Dipti is an ASHA supervisor in a village in Sidhpur – a block in the Patan district of Gujarat. She got married when she was 18 and now has 4 daughters. Her husband has always been a distrustful man, checking on her constantly. He has been mentally and sexually abusive towards her for a long time now. He assaults her sexually and if she resists he accuses her of not wanting to have sex with him because she is sleeping with other people. He humiliates Dipti by asking her male colleagues questions like why they called, what they want, making their conflicts a public affair.

According to Dipti, it has gotten worse in the last few months. Now with the lockdown, he has more access to her. His increased surveillance on her is preventing Dipti from seeking help. It took her days  took days to call and speak,  about her condition to the counsellor from the MahilaSahayata Kendra at the General Hospital in Sidhpur, too, since she couldn’t find time and space to make a call without her husband’s prying. During this lockdown, he receives her phone calls and asks people for justification for calling his wife.                                                                                                  

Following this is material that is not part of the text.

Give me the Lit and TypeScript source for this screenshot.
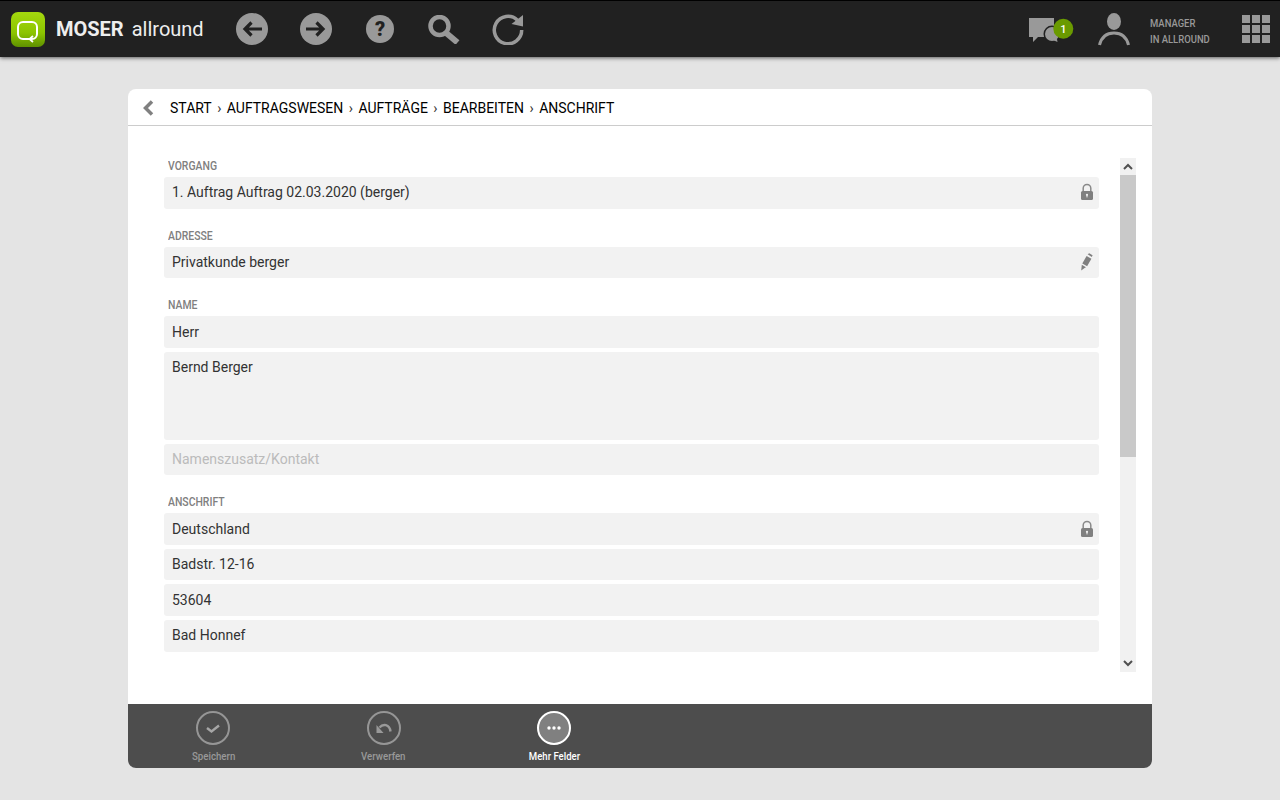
import { LitElement, html, css, svg } from "lit";
import { customElement } from "lit/decorators.js";

const lock = svg`<svg class="ficon" width="14" height="18" viewBox="0 0 14 18"><path d="M3.2 8V5.2a3.8 3.8 0 0 1 7.6 0V8" fill="none" stroke="#8a8a8a" stroke-width="1.5"/><rect x="1" y="8" width="12" height="9" rx="1.5" fill="#808080"/><circle cx="7" cy="11.8" r="1.1" fill="#f2f2f2"/><rect x="6.5" y="12" width="1" height="2.4" fill="#f2f2f2"/></svg>`;
const pencil = svg`<svg class="ficon" width="16" height="18" viewBox="0 0 16 18"><path d="M9.6 1.2l1.6-.9 3.4 2-.8 1.6z" fill="#808080"/><path d="M8.6 3l4.8 2.8-4.3 7.4-4.8-2.8z" fill="#808080"/><path d="M3.8 11.8l4.2 2.4-1.4.9-3.4 2.3z" fill="#808080"/></svg>`;

@customElement("app-root")
export class AppRoot extends LitElement {
  static styles = css`
    :host { display: block; width: 1280px; height: 800px; background: #e4e4e4; font-family: Roboto, sans-serif; overflow: hidden; color: #333; }
    .top { height: 56px; background: #212121; border-top: 1px solid #000; display: flex; align-items: center; box-shadow: 0 1px 4px rgba(0,0,0,.6); }
    .logo { margin-left: 11px; width: 34px; height: 35px; flex: none; display: block; }
    .brand { margin-left: 11px; font-size: 20px; color: #eee; width: 180px; white-space: nowrap; display: flex; gap: 8px; }
    .brand b { font-weight: 700; }
    .nav { display: flex; align-items: center; flex: 1; }
    .nav svg { display: block; flex: none; }
    .right { display: flex; align-items: center; }
    .mgr { font-size: 11px; line-height: 16px; color: #999; width: 92px; margin-left: 20px; padding-top: 6px; font-weight: 500; transform: scaleX(.86); transform-origin: left center; white-space: nowrap; }
    .grid9 { display: grid; grid-template-columns: repeat(3, 8px); gap: 2.2px; margin-right: 10px; }
    .grid9 i { height: 8px; background: #999; display: block; }

    .card { width: 1024px; height: 679px; margin: 32px auto 0; background: #fff; border-radius: 8px; display: flex; flex-direction: column; overflow: hidden; }
    .crumb { height: 35px; padding-top: 1px; border-bottom: 1px solid #ccc; display: flex; align-items: center; flex: none; font-size: 14px; color: #000; box-sizing: content-box; }
    .crumb svg { margin-left: 14px; margin-right: 16px; flex: none; }
    .crumb .sep { margin: 0 5.45px; color: #333; }
    .body { flex: 1; min-height: 0; display: flex; padding: 32px 16px 32px 36px; }
    .form { width: 935px; overflow: hidden; flex: none; padding-top: .95px; box-sizing: border-box; }
    .label { font-size: 12px; line-height: 15px; height: 15px; color: #808080; margin-left: 4px; margin-bottom: 3px; font-weight: 500; transform: scaleX(.87); transform-origin: left center; }
    .sec { margin-bottom: 20px; }
    .field { height: 31.6px; background: #f2f2f2; border-radius: 3px; display: flex; align-items: center; justify-content: space-between; padding: 0 4px .8px 8px; font-size: 14px; color: #333; box-sizing: border-box; }
    .field + .field { margin-top: 4px; }
    .tall { height: 87.9px; align-items: flex-start; padding-top: 7px; }
    .ph { color: #bbb; }
    .ficon { display: block; margin-right: 1px; flex: none; }
    .sb { width: 16px; margin-left: 21px; background: #f1f1f1; display: flex; flex-direction: column; justify-content: space-between; position: relative; flex: none; }
    .thumb { position: absolute; left: 0; right: 0; top: 17px; height: 282px; background: #c9c9c9; }
    .arrow { height: 17px; display: flex; align-items: center; justify-content: center; }
    .foot { height: 64px; flex: none; background: #4d4d4d; display: grid; grid-template-columns: repeat(6, 170.4px); }
    .btn { display: flex; flex-direction: column; align-items: center; padding-top: 7px; font-size: 11px; color: #999; font-weight: 500; }
    .btn .c { width: 34px; height: 34px; border-radius: 50%; border: 2px solid #969696; box-sizing: border-box; display: flex; align-items: center; justify-content: center; }
    .btn span { margin-top: 6px; line-height: 12px; transform: scaleX(.88); white-space: nowrap; }
    .btn.on { color: #fff; }
    .btn.on span { transform: scaleX(.87); }
    .btn.on .c { border-color: #fff; background: #808080; }
  `;

  render() {
    return html`
      <div class="top">
        <svg class="logo" viewBox="0 0 34 35">
          <defs><linearGradient id="lg" x1="0" y1="0" x2="0" y2="1"><stop offset="0" stop-color="#a4d80e"/><stop offset=".6" stop-color="#8cc400"/><stop offset="1" stop-color="#5e9000"/></linearGradient></defs>
          <rect width="34" height="35" rx="7" fill="url(#lg)"/>
          <path d="M18 27H12a5 5 0 0 1-5-5V15a5 5 0 0 1 5-5h9a5 5 0 0 1 5 5v7a5 5 0 0 1-5 5h-3" fill="none" stroke="#fff" stroke-width="2"/>
          <path d="M22 24l-3.500 3 3.500 3" fill="none" stroke="#fff" stroke-width="1.800"/>
        </svg>
        <div class="brand"><b>MOSER</b><span>allround</span></div>
        <div class="nav">
          <svg width="32" height="32" viewBox="0 0 32 32"><circle cx="16" cy="16" r="16" fill="#999"/><path d="M26 16H9M15.500 9.500L9 16l6.500 6.500" fill="none" stroke="#212121" stroke-width="3.200"/></svg>
          <svg style="margin-left:32px" width="32" height="32" viewBox="0 0 32 32"><circle cx="16" cy="16" r="16" fill="#999"/><path d="M6 16h17M16.500 9.500L23 16l-6.500 6.500" fill="none" stroke="#212121" stroke-width="3.200"/></svg>
          <svg style="margin-left:34px" width="28" height="28" viewBox="0 0 28 28"><circle cx="14" cy="14" r="14" fill="#999"/><text x="14" y="21" text-anchor="middle" font-family="Roboto, sans-serif" font-weight="900" font-size="20" fill="#212121">?</text></svg>
          <svg style="margin-left:34px" width="32" height="29" viewBox="0 0 32 29"><circle cx="11.500" cy="11" r="9" fill="none" stroke="#999" stroke-width="4.500"/><path d="M17 17l12.500 10.500" stroke="#999" stroke-width="6"/></svg>
          <svg style="margin-left:32px" width="33" height="31" viewBox="0 0 33 31"><path d="M25.500 6.200A13.700 13.700 0 1 0 29.700 16" fill="none" stroke="#999" stroke-width="3.500"/><path d="M31 1v11.500L19.500 10z" fill="#999"/></svg>
        </div>
        <div class="right">
          <svg width="45" height="28" viewBox="0 0 45 28" style="margin-right:24px">
            <path d="M0 3h25v19H9l-5 5v-5H0z" fill="#999"/>
            <circle cx="23" cy="19" r="8.500" fill="#212121"/>
            <circle cx="23" cy="19" r="7" fill="#999"/>
            <path d="M24 25l4.500 2-1-5z" fill="#999"/>
            <circle cx="34.300" cy="13.700" r="10" fill="#6a9a00"/>
            <text x="34.300" y="17.700" text-anchor="middle" font-family="Roboto, sans-serif" font-size="11" font-weight="500" fill="#fff">1</text>
          </svg>
          <svg width="32" height="33" viewBox="0 0 32 33" style="margin-top:1px">
            <ellipse cx="16" cy="8.500" rx="7" ry="8.500" fill="#999"/>
            <path d="M1.500 32c2-8 7.500-12 14.500-12s12.500 4 14.500 12" fill="none" stroke="#999" stroke-width="3"/>
          </svg>
          <div class="mgr">MANAGER<br />IN ALLROUND</div>
          <div class="grid9">${Array.from({ length: 9 }, () => html`<i></i>`)}</div>
        </div>
      </div>

      <div class="card">
        <div class="crumb">
          <svg width="12" height="16" viewBox="0 0 12 16"><path d="M10 1.500L3.500 8l6.500 6.500" fill="none" stroke="#808080" stroke-width="3.500"/></svg>
          START<span class="sep">›</span>AUFTRAGSWESEN<span class="sep">›</span>AUFTRÄGE<span class="sep">›</span>BEARBEITEN<span class="sep">›</span>ANSCHRIFT
        </div>
        <div class="body">
          <div class="form">
            <div class="sec">
              <div class="label">VORGANG</div>
              <div class="field">1. Auftrag Auftrag 02.03.2020 (berger)${lock}</div>
            </div>
            <div class="sec">
              <div class="label">ADRESSE</div>
              <div class="field">Privatkunde berger${pencil}</div>
            </div>
            <div class="sec">
              <div class="label">NAME</div>
              <div class="field">Herr</div>
              <div class="field tall">Bernd Berger</div>
              <div class="field ph">Namenszusatz/Kontakt</div>
            </div>
            <div class="sec">
              <div class="label">ANSCHRIFT</div>
              <div class="field">Deutschland${lock}</div>
              <div class="field">Badstr. 12-16</div>
              <div class="field">53604</div>
              <div class="field">Bad Honnef</div>
            </div>
          </div>
          <div class="sb">
            <div class="thumb"></div>
            <div class="arrow"><svg width="10" height="7" viewBox="0 0 10 7"><path d="M1 6l4-4 4 4" fill="none" stroke="#505050" stroke-width="2"/></svg></div>
            <div class="arrow"><svg width="10" height="7" viewBox="0 0 10 7"><path d="M1 1l4 4 4-4" fill="none" stroke="#505050" stroke-width="2"/></svg></div>
          </div>
        </div>
        <div class="foot">
          <div class="btn"><div class="c"><svg width="16" height="11" viewBox="0 0 16 11"><path d="M2 5l4.500 3.500L14 2.500" fill="none" stroke="#a6a6a6" stroke-width="2.400"/></svg></div><span>Speichern</span></div>
          <div class="btn"><div class="c"><svg width="18" height="12" viewBox="0 0 18 12"><path d="M4.500 5.500C8 1.500 14.500 2 15.500 9.500" fill="none" stroke="#999" stroke-width="2.400"/><path d="M1.500 3v8h7z" fill="#999"/></svg></div><span>Verwerfen</span></div>
          <div class="btn on"><div class="c"><svg width="16" height="4" viewBox="0 0 16 4"><circle cx="3" cy="2" r="1.700" fill="#fff"/><circle cx="8" cy="2" r="1.700" fill="#fff"/><circle cx="13" cy="2" r="1.700" fill="#fff"/></svg></div><span>Mehr Felder</span></div>
        </div>
      </div>
    `;
  }
}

Dipti’s in-laws sympathise but do not support in any other way as they feel that he has and always will be this way and Dipti is the one who needs to adapt and adjust. She does not want to go to her parents because she does not want to burden them with her problems. With grown daughters in the house, this is a very distressing situation for Dipti and the children alike.

 

India’s Shadow Pandemic

The cases of Domestic Violence in rural India seem to follow a script – pre-existing abuse, increased surveillance, and heightened mental, physical and sexual trauma for the lack of meaningful relationships. Bystander effect, too,is high in these cases, with families being mute spectators to the blatant abuse. Government’s answer to this includes setting up of helplines, but according to a study in 2018, not more than 38% of women in the country own a mobile phone. And even for the ones that do, being shadowed by the abuser makes it hard for them to seek help. If this is the state of ASHA workers, women deployed by the State to help other women, we can only imagine the condition of those who are much less enabled.